Les savants ont l’esprit de clan
Ce soir-là, le Globe était plein d’une foule venue en partie d’Italie pour faire la claque à la troupe de théâtre. Car c’était une pièce sur la place des femmes dans la science – à travers le cas de trois physiciennes – qui était au programme ce soir-là. D’un point de vue scénique, rien à redire: le texte était frappant, le jeu parfait, et dans la salle, chacun(e) avait le cœur battant à chaque victoire de ces héroïnes et la larme à l’œil en pensant à leur calvaire et – à plus forte raison – à la triste vie des laissées-pour-compte qui n’ont jamais pu réaliser leur rêve. Mesquins mâles, qui invoquaient des prétextes primaires pour protéger leur monopole savant! Mais en quittant la salle, on était en droit de rester sur sa faim, si édifiant fût le spectacle.
L’évidence a double sens
Certes, bloquer les carrières scientifiques de «la moitié du ciel» – comme Mao nommait paraît-il la gent féminine – est un stupide gaspillage de talent. Au Globe du Cern, d’ailleurs, les rares à ne pas faire du catéchisme et à mettre le public dans le coup du doute et de la quête des mystères de la matière furent – en deux conférences distinctes dont l’une récente – un homme en fin de carrière mais encore dynamique (l’audacieux Bruno Mansoulié, auteur de «Physique en crises») et deux femmes encore à mi-parcours… dont le nom n’est pas facile à retrouver, car une est hélas! morte depuis lors dans un accident d’auto. N’empêche, en laissant derrière soi la troupe de théâtre, on pouvait se poser une ou deux questions… qui en appellent d’autres moins faciles, mais plus cruciales. D’ailleurs, les femmes ne sont pas seules à avoir été snobées par la science: les marins ont à coup sûr joué un rôle majeur dans l’histoire de l’astronomie, mais la gloire n’est allée qu’aux Aristarque ou Copernic; quant aux bouchers, soldats et bourreaux, ils ont sans nul doute observé l’organisme avant Hippocrate.

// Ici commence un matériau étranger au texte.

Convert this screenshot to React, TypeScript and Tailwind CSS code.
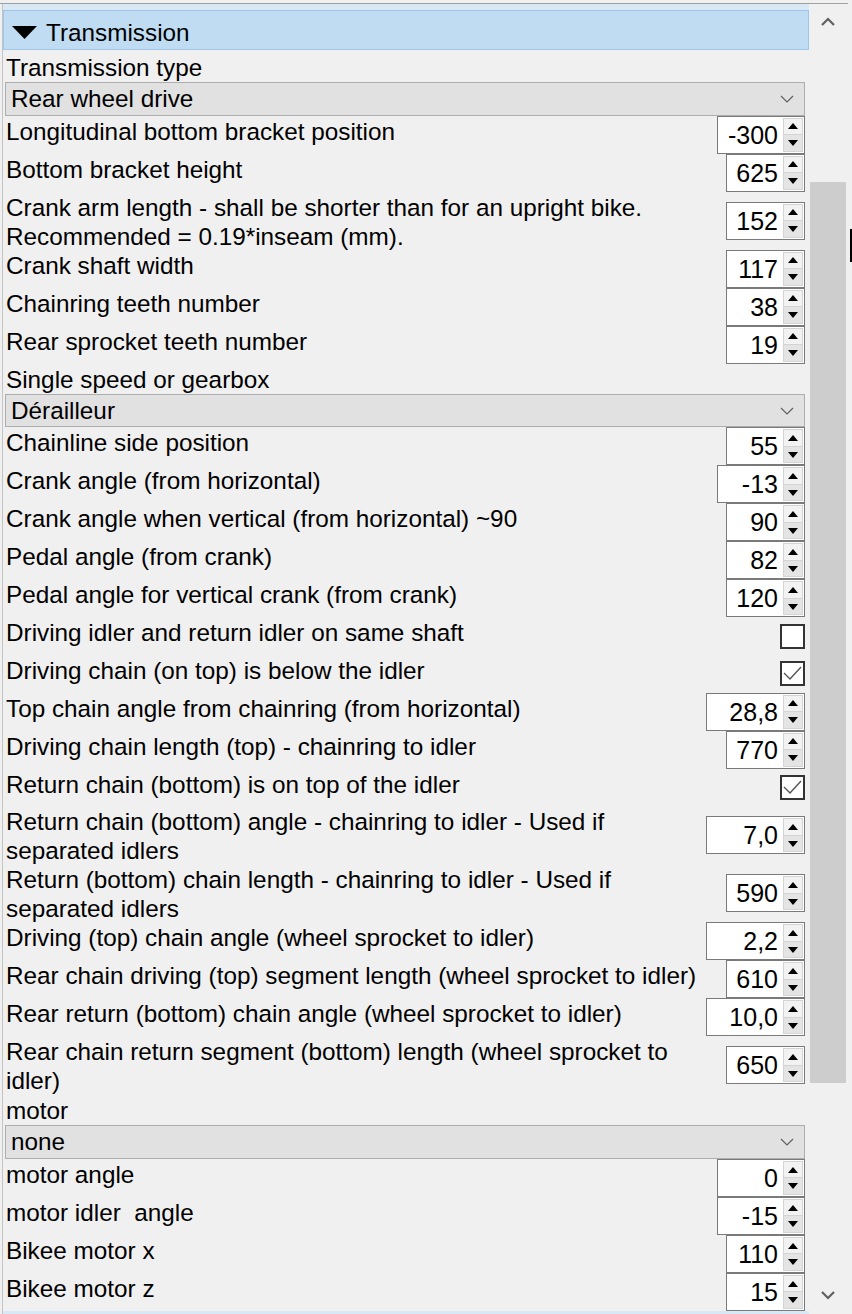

Les grandes douleurs sont aveugles
Mais on doit distinguer ceux ou celles oublié(e)s qui ont bel et bien accompli des exploits sans laisser de trace et ceux/celles qui n’ont pu prouver leur talent, car on avait oublié de leur ouvrir la porte. Encore plus mal loti(e)s que les femmes: les handicapés, dont on parle souvent ces jours au Palais des Nations et à l’Université de Genève. Mais comment donc enseigne-t-on les sciences les plus abstraites – le big-bang, les trous noirs, l’expansion de l’Univers, les étoiles brillantes ou à luminosité variable, l’énergie obscure, les champs quantifiés – à des aveugles qui n’ont jamais vu la lumière? Certes, la pédagogie fait parfois des miracles, à en croire la biographie d’Helen Keller, qui a pu apprendre les langues bien qu’aveugle et sourde, et a même parlé devant des salles combles. Mais sauf erreur, elle n’y parlait pas d’électromagnétisme à la manière de Faraday ou de Maxwell. A la rigueur, à la manière de Moïse entre son buisson ardent et sa source sacrée: elle a écrit un livre sur la religion.
A quand un Nobel de la frime?
Alors je me suis accroché à la question, en écrivant au service de presse du Cern qui a fait la sourde oreille; puis à l’Ecole Perkins où étudia jadis Helen Keller. En ligne, on trouve bien une poignée de projets pour rendre l’astronomie moins exclusivement «visuelle»: une Université britannique propose de faire des maquettes d’étoiles… ce qui est bien – si on ose dire – «terre-à-terre». Mais ne perdons pas espoir: les concepts abstraits – même le vide absolu – ont une forme… littéraire; et c’est au fameux Trialogue du festival Open Geneva que je l’ai trouvée. Une fois encore au Globe du Cern, une matinée était vouée aux «sciences citoyennes», avec les meilleurs experts. A ma question, la reine du sujet a répondu par une tirade à la gloire de l’Unesco, une autre à la gloire du Cern et une troisième à la gloire de l’Université de Zurich… pour conclure que les aveugles pouvaient dormir sur leurs deux oreilles, car «we are working on it» (on s’en occupe… on s’y est attelé). Comment, on ne le saura pas, car le labo en question n’a jamais répondu aux mails. Preuve par trois – c’est le cas de le dire – que les discours sur la science sont un tiers d’intox, un tiers de bluff et un tiers d’erreur. Dommage que ces experts ne saisissent pas l’occasion, car si la pédagogie de la cosmologie ne rendra pas la vue aux aveugles, elle peut ouvrir les yeux aux pédagogues qui s’écoutent parler.